• **PROMPT**:
Your task is to count the lines of the entries below that include the word "screenshot" and to give only the resulting number.

Records:
** start **

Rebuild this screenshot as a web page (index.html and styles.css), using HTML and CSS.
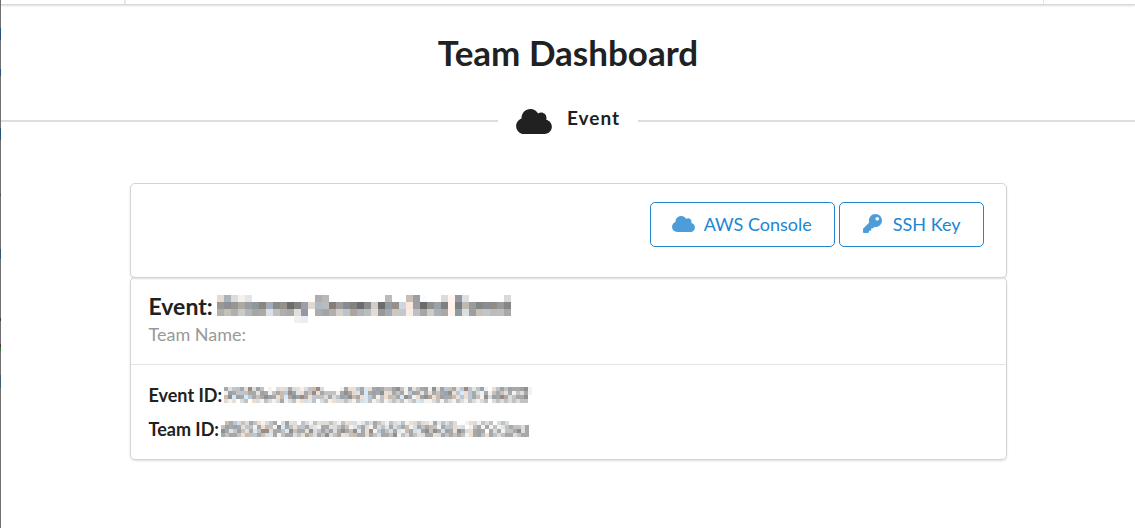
FILE: index.html
```html
<!DOCTYPE html>
<html lang="en">
<head>
<meta charset="utf-8">
<title>Team Dashboard</title>
<link rel="stylesheet" href="styles.css">
</head>
<body>
<svg class="sprite" aria-hidden="true">
  <symbol id="cloud" viewBox="0 0 640 448">
    <path d="M537.600 194.600c4.100-10.700 6.400-22.400 6.400-34.600 0-53-43-96-96-96-19.700 0-38.100 6-53.300 16.200C367 32.200 315.300 0 256 0c-88.400 0-160 71.600-160 160 0 2.700.1 5.400.2 8.100C40.200 187.800 0 241.200 0 304c0 79.500 64.500 144 144 144h368c70.700 0 128-57.300 128-128 0-61.900-44-113.600-102.400-125.400z"/>
  </symbol>
  <symbol id="key" viewBox="0 0 512 512">
    <path d="M512 176.001C512 273.203 433.202 352 336 352c-11.220 0-22.190-1.062-32.827-3.069l-24.012 27.014A23.999 23.999 0 0 1 261.223 384H224v40c0 13.255-10.745 24-24 24h-40v40c0 13.255-10.745 24-24 24H24c-13.255 0-24-10.745-24-24v-78.059c0-6.365 2.529-12.470 7.029-16.971l161.802-161.802C163.108 213.814 160 195.271 160 176 160 78.798 238.797.001 335.999 0 433.488-.001 512 78.511 512 176.001zM336 128c0 26.510 21.490 48 48 48s48-21.490 48-48-21.490-48-48-48-48 21.490-48 48z"/>
  </symbol>
</svg>

<nav class="topbar"><span class="topbar-item"></span><span class="topbar-fill"></span><span class="topbar-end"></span></nav>

<main>
  <h1 class="title">Team Dashboard</h1>
  <h2 class="divider">
    <svg class="divider-icon" aria-hidden="true"><use href="#cloud"/></svg>
    <span>Event</span>
  </h2>

  <div class="panel">
    <section class="box actions">
      <button class="button" type="button"><svg class="icon-cloud" aria-hidden="true"><use href="#cloud"/></svg>AWS Console</button>
      <button class="button" type="button"><svg class="icon-key" aria-hidden="true"><use href="#key"/></svg>SSH Key</button>
    </section>
    <section class="box">
      <header class="summary">
        <h3 class="event-name">Event: <svg class="mosaic" data-mosaic="name" role="img" aria-label="Hidden event name"></svg></h3>
        <p class="team-name">Team Name:</p>
      </header>
      <div class="details">
        <p class="detail">Event ID: <svg class="mosaic" data-mosaic="eventId" role="img" aria-label="Hidden event ID"></svg></p>
        <p class="detail">Team ID: <svg class="mosaic" data-mosaic="teamId" role="img" aria-label="Hidden team ID"></svg></p>
      </div>
    </section>
  </div>
</main>
<script src="mosaic.js"></script>
</body>
</html>
```

FILE: styles.css
```css
* { box-sizing: border-box; }

body {
  margin: 0;
  min-height: 100vh;
  padding-left: 1px;
  color: #212121;
  background: #fff linear-gradient(#707070 0 28px, #24527c 28px 40px, #707070 40px 69px, #24527c 69px 76px, #707070 76px 97px, #4a7a7c 97px 99px, #707070 99px 128px, #24527c 128px 140px, #707070 140px 194px, #34557c 194px 196px, #707070 196px 249px, #34557c 249px 259px, #707070 259px 318px, #404040 318px 321px, #707070 321px 344px, #40363c 344px 347px, #3e7040 347px 351px, #707070 351px 375px, #3e6070 375px 388px, #707070 388px) no-repeat left top / 1px 100%;
  font: 18px/26px Lato, "Liberation Sans", sans-serif;
}

h1, h2, h3, p { margin: 0; }

.sprite { display: none; }

.topbar {
  display: flex;
  height: 5px;
  border-bottom: 1px solid #dadada;
  box-shadow: 0 1px 2px rgba(34, 36, 38, .15);
}
.topbar-item { width: 125px; border-right: 2px solid #e6e6e6; }
.topbar-fill { flex: 1; }
.topbar-end { width: 92px; border-left: 1px solid #e8e8e8; }

.title {
  padding-top: 24px;
  font-size: 35px;
  line-height: 46px;
  text-align: center;
}

.divider {
  display: flex;
  align-items: center;
  margin-top: 30px;
  font-size: 19px;
  line-height: 26px;
  letter-spacing: 1px;
}
.divider::before, .divider::after {
  content: "";
  flex: 1;
  height: 2px;
  background: #dedede;
}
.divider span { padding: 0 18px 6px 15px; }
.divider-icon {
  width: 36px;
  height: 25px;
  margin-left: 18px;
  fill: currentColor;
}

.panel {
  width: calc(100% - 40px);
  max-width: 877px;
  margin: 46px auto 40px;
}
.box {
  border: 1px solid #d4d4d5;
  border-radius: 5px;
  box-shadow: 0 1px 2px rgba(34, 36, 38, .15);
}
.box + .box { margin-top: -1px; }

.actions {
  display: flex;
  justify-content: flex-end;
  gap: 4px;
  padding: 18px 22px 30px;
}
.button {
  display: flex;
  align-items: center;
  height: 45px;
  padding: 0 22px 2px 21px;
  border: 1px solid #2185d0;
  border-radius: 5px;
  background: #fff;
  color: #2185d0;
  font: inherit;
}
.button svg { fill: #4d9ddb; }
.icon-cloud { width: 23px; height: 16px; margin-right: 9px; }
.icon-key { width: 19px; height: 19px; margin: 0 11px 0 2px; }

.summary {
  padding: 13px 18px 16px;
  border-bottom: 1px solid #e6e6e6;
}
.event-name {
  display: flex;
  gap: 4px;
  font-size: 23px;
  line-height: 30px;
}
.event-name .mosaic { margin: 4px 0 -2px; }
.team-name { line-height: 27px; color: #999; }

.details { padding: 13px 18px; }
.detail {
  display: flex;
  align-items: center;
  gap: 2px;
  line-height: 34px;
  font-weight: bold;
}
.mosaic { flex: none; shape-rendering: crispEdges; }
```

FILE: mosaic.js
```js
// Pixelated blocks that stand in for hidden values.
const palette = {
  w: "#f2f2f0", l: "#dcdcdc", g: "#c2c2c2", m: "#a8a8a8", d: "#909090", b: "#d8e8f4",
  p: "#b8c8d8", s: "#9aa2ac", c: "#ecdfd2", t: "#ccbaac", n: "#9c8a82"
};
const ids = {
  eventId: [
    "mcpgmcnlsg.w.lclmlcwlgtnl....wmccpmbcmsmgtsdgwscgmswdcspgmcpngbgsw.cgsgsmmsdw",
    "wsmgpgmmcsmwgmtpnsbcmgdcmgggwmdmlcsbmsmdclmgmwpsmcmcmgmsdcpbcpmlwmwgmgcmwglmw",
    "tdbsmbpmgmdsmctbmdsnmcpgglmlgsmdtmcbpmwgctgmbdmwcsdmctsmmtcpcpmgwdlsmnmlgmmd.",
    "lwc.lg.clwglwlmwlgwclbg.lgwcllglwglbgwlgwlglgwlgblwwlgwglwglwglwlg.lglglglgg."
  ],
  teamId: [
    ".tmplglmgcwlgm.lscl.glwgcllglwgcllwbglmglwglbgwclglcwmbglgl..wclwglg.lgl.....",
    "gsmsmcpgwmctgwdbmgcgpmlbwmmclgmgwbgmlwmlgbmlgmgwlmgmtgwmpglbl.wgmwmwgwbgmgglm",
    "dmcpsgcmbgndlmmgbdgmmcdlgsgslmdmtdbmcnwpmglmbwtmlbsdgdmlsmcnmlcmsm.mlmwggmnlm",
    "mgmmgctgpmglbmwgmmlgcmglmgdlgmclgtmmlmglmmgdwglmgclmmclmgmgmgwcmsgcmglgmmlgmm"
  ]
};
const name = [
  "e3dcd6 a9b3bd dcdcdc f4f2ec e0e6ea . . . . . . . . fffcfa b0adab b8b8b8 . . . . . . . . bbbbbb . . c8beb8 9a9ea2 f8fcff . . dcdcdc fff4ee 929a9f dde1e4 . . . . . d9d9d9",
  "9c9793 8f8f94 969696 aea8a2 9a9ea0 909699 8c857d a2adb8 8a8a86 96908c 6c6c6c 828282 9b9fa5 e2d8d2 b0bac6 bbbbbb 857e76 9c9c9c 848b94 86807c 6b6c6e 8b8b8b cfcdcb 6e6b69 9098a0 979089 d0d5df f5e9df 9c9fa2 6b6b6b 909090 9ba2a8 808080 fff4ec 788087 c2b8b2 999b9c 848683 858d97 928c88 989a97 848688",
  "b0b0b0 c5c0b8 b0b0b0 cacbc8 b0b6ba a6a6a6 b0a8a2 d8e0e8 c0c0c0 b0aeac a8a8a8 e0dfdc 9398a4 . acacac a2a5a8 b6afa9 d3cfca bcc4c8 aca4a0 b0b4b8 b8bdc0 e3dad2 989898 a3a9b4 cec8c2 c4c8ce f8ece4 bcc0c4 a6a6a6 cccccc aab0b4 a8a8a8 fff4ec 909a9f dcdfe2 9c9ea0 c7c0ba c2c6ca bcbcbc bebebe a8a8a8",
  ". . . . . . . . . . . f3f1ef eaedf4"
].map(row => row.split(" ").map(c => c === "." ? null : "#" + c));

function draw(key, rows, size) {
  const svg = document.querySelector(`[data-mosaic="${key}"]`);
  svg.setAttribute("width", rows[0].length * size);
  svg.setAttribute("height", rows.length * size);
  rows.forEach((row, y) => row.forEach((color, x) => {
    if (!color) return;
    const cell = document.createElementNS("http://www.w3.org/2000/svg", "rect");
    const box = { x: x * size, y: y * size, width: size, height: size, fill: color };
    for (const k in box) cell.setAttribute(k, box[k]);
    svg.append(cell);
  }));
}

draw("name", name, 7);
for (const key in ids) {
  draw(key, ids[key].map(row => [...row].map(c => palette[c])), 4);
}
```
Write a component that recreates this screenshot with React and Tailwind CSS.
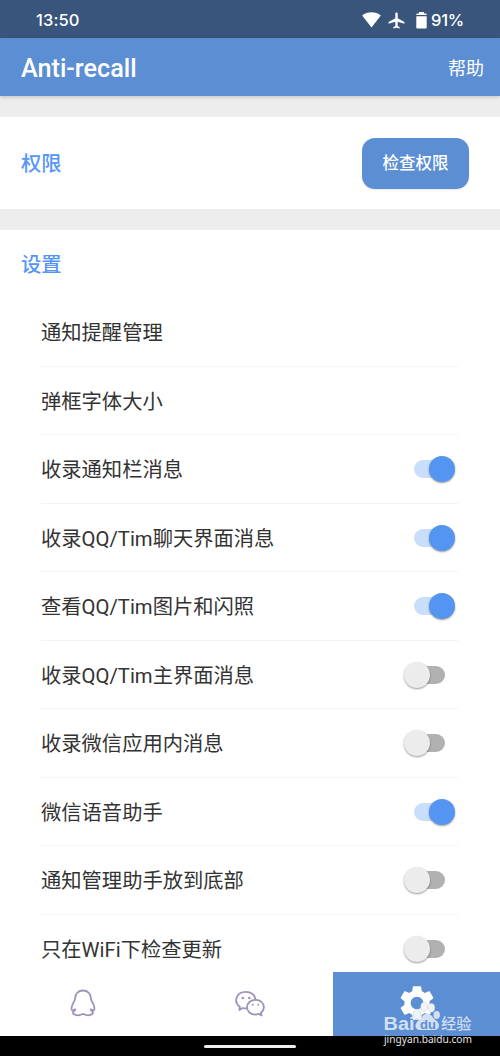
import React from 'react';
import { MdSettings, MdAirplanemodeActive } from 'react-icons/md';
import { clsx } from 'clsx';

const settings = [
  { label: '通知提醒管理' },
  { label: '弹框字体大小' },
  { label: '收录通知栏消息', on: true },
  { label: '收录QQ/Tim聊天界面消息', on: true },
  { label: '查看QQ/Tim图片和闪照', on: true },
  { label: '收录QQ/Tim主界面消息', on: false },
  { label: '收录微信应用内消息', on: false },
  { label: '微信语音助手', on: true },
  { label: '通知管理助手放到底部', on: false },
  { label: '只在WiFi下检查更新', on: false },
];

function StatusBar() {
  return (
    <div className="h-[38px] shrink-0 bg-[#39557c] flex items-center justify-between pl-9 pr-[36px] pt-[2px] text-white font-['Inter',sans-serif] text-[16.5px] font-medium">
      <span className="tracking-[0.1px]">13:50</span>
      <div className="flex items-center">
        <svg width="19" height="16" viewBox="0 0 19 16" fill="currentColor">
          <path d="M0.2 3.6Q4.2 0.3 9.5 0.3T18.8 3.6L9.5 15.5Z" />
        </svg>
        <MdAirplanemodeActive size={19} className="ml-[6px]" />
        <svg width="11" height="17" viewBox="0 0 11 17" fill="currentColor" className="ml-[10px]">
          <path d="M3 0H8V1.5H3ZM1.3 1.5H9.7Q10.7 1.5 10.7 2.5V3H0.3V2.5Q0.3 1.5 1.3 1.5ZM0.3 4.3H10.7V15.5Q10.7 16.5 9.7 16.5H1.3Q0.3 16.5 0.3 15.5Z" />
        </svg>
        <span className="ml-[4px] w-[33px] tracking-[-0.2px]">91%</span>
      </div>
    </div>
  );
}

function Toggle({ on }) {
  return (
    <div className={clsx('relative w-[41px] h-[26px] flex items-center', on ? 'justify-end' : 'justify-start mr-[10px]')}>
      <div className={clsx('absolute top-[4px] h-[18px] w-[36px] rounded-full', on ? 'left-0 bg-[#c8defb]' : 'right-0 bg-[#b1b1b1]')} />
      <div className={clsx('relative size-[26px] rounded-full shadow-[0_1px_2px_rgba(0,0,0,0.4)]', on ? 'bg-[#5595f2]' : 'bg-[#ececec]')} />
    </div>
  );
}

function SettingRow({ label, on }) {
  return (
    <div className="h-[68.5px] shrink-0 flex items-center justify-between border-b border-[#f4f4f4] pr-[3px] pt-px">
      <span className="text-[20.3px] text-[#333] pt-[2px]">{label}</span>
      {on !== undefined && <Toggle on={on} />}
    </div>
  );
}

function QQIcon() {
  return (
    <svg width="26" height="28" viewBox="0 0 26 28" fill="none" stroke="#9f94b8" strokeWidth="1.8" strokeLinecap="round" strokeLinejoin="round">
      <path d="M13 1.5C8.5 1.5 5.2 4.7 5.1 9.2C5 11.6 4.2 12.4 3.1 14.4C1.3 17.6 1 21.2 2.2 21.5L5.2 20.4C5.4 21.6 4.4 21.8 3.4 22.6C2 25 4.8 26.3 7.8 26.3C10.4 26.3 11.7 25 13 25S15.6 26.3 18.2 26.3C21.2 26.3 24 25 22.6 22.6C21.6 21.8 20.6 21.6 20.8 20.4L23.8 21.5C25 21.2 24.7 17.6 22.9 14.4C21.8 12.4 21 11.6 20.9 9.2C20.8 4.7 17.5 1.5 13 1.5Z" />
    </svg>
  );
}

function WeChatIcon() {
  return (
    <svg width="30" height="28" viewBox="0 0 30 28" fill="none" stroke="#9f94b8" strokeWidth="1.8" strokeLinecap="round" strokeLinejoin="round">
      <path d="M12 18.4C10.3 18.6 9 18.4 7.6 18L4.4 20L4.8 16.8C-2 11.8 1.4 1.8 10.8 1.8C16.2 1.8 20.1 5 20.5 9.6" />
      <path d="M20.4 9.8C15.7 9.8 12 13.1 12 17.3S15.7 24.6 20.4 24.6C21.7 24.6 22.7 24.4 23.8 23.9L26.6 25.5L26 22.5C31.8 17.9 28 9.8 20.4 9.8Z" />
      <g fill="#9f94b8" stroke="none">
        <circle cx="7.8" cy="8" r="1.3" />
        <circle cx="14.3" cy="8" r="1.3" />
        <circle cx="17.8" cy="14.8" r="1" />
        <circle cx="23.2" cy="14.8" r="1" />
      </g>
    </svg>
  );
}

function Watermark() {
  return (
    <svg width="92" height="50" viewBox="0 0 92 50" className="absolute left-[383px] top-[1000px]">
      <g fill="#d3dff3">
        <text x="0.5" y="29.5" fontSize="19" fontWeight="700" fontFamily="Liberation Sans, sans-serif" textLength="31" lengthAdjust="spacingAndGlyphs">Bai</text>
        <g fill="#f0f4fb" stroke="#c9d0dc" strokeWidth="0.6">
          <ellipse cx="34" cy="14" rx="3.6" ry="4.8" />
          <ellipse cx="41" cy="6.8" rx="3.2" ry="4.4" />
          <ellipse cx="48.5" cy="7.8" rx="3.2" ry="4.2" />
        </g>
        <ellipse cx="53.7" cy="15" rx="3.2" ry="4" />
        <path d="M44 13.5C39.5 14 39 18 35.5 20.5C31 24 31.5 30 37 30H51C57 30 57.5 23.5 53 20.5C49.5 18 48.5 13.5 44 13.5Z" />
        <text x="58" y="29" fontSize="15.2" fontWeight="500" fontFamily="Noto Sans CJK SC, sans-serif">经验</text>
      </g>
      <text x="37" y="28.5" fontSize="13" fontWeight="700" fontFamily="Liberation Sans, sans-serif" fill="#5c8ed3">du</text>
      <text x="1" y="42.5" fontSize="10" fontFamily="Noto Sans, sans-serif" fill="#e6e6e6" textLength="88" lengthAdjust="spacingAndGlyphs">jingyan.baidu.com</text>
    </svg>
  );
}

export default function App() {
  return (
    <div className="relative w-[500px] h-[1056px] overflow-hidden flex flex-col bg-[#ededed] font-['Roboto','Noto_Sans_CJK_SC',sans-serif]">
      <StatusBar />
      <header className="relative h-[58px] shrink-0 bg-[#5c8ed3] flex items-center justify-between pl-[21px] pr-[16px] pt-[2px] text-white shadow-[0_1px_4px_rgba(0,0,0,0.2)]">
        <h1 className="text-[25.2px] font-medium pt-[2px]">Anti-recall</h1>
        <span className="text-[18px]">帮助</span>
      </header>

      <section className="mt-[21px] h-[92px] shrink-0 bg-white flex items-center justify-between pl-[21px] pr-[31px]">
        <h2 className="text-[20.3px] font-medium text-[#5595f7] pt-[2px]">权限</h2>
        <button className="w-[107px] h-[51px] rounded-[13px] bg-[#5c8ed3] text-white text-[16.5px] font-medium pt-[2px] shadow-[0_1px_2px_rgba(0,0,0,0.1)]">检查权限</button>
      </section>

      <section className="mt-[21px] flex-1 min-h-0 overflow-hidden bg-white flex flex-col">
        <h2 className="h-[68px] shrink-0 flex items-center pl-[21px] pt-[2px] text-[20.3px] font-medium text-[#5595f7]">设置</h2>
        <div className="flex flex-col ml-[41px] mr-[42px]">
          {settings.map((item) => (
            <SettingRow key={item.label} {...item} />
          ))}
        </div>
      </section>

      <nav className="h-16 shrink-0 grid grid-cols-3 bg-white">
        <div className="flex items-center justify-center pb-[3px]">
          <QQIcon />
        </div>
        <div className="flex items-center justify-center">
          <WeChatIcon />
        </div>
        <div className="flex items-center justify-center bg-[#5c8ed3] text-white pb-[2px]">
          <MdSettings size={42} />
        </div>
      </nav>
      <div className="h-5 shrink-0 bg-black flex items-center justify-center">
        <div className="w-[92px] h-[3px] rounded-full bg-[#eee]" />
      </div>
      <Watermark />
    </div>
  );
}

** end **

• **OUTPUT FOR THIS EXERCISE**:
2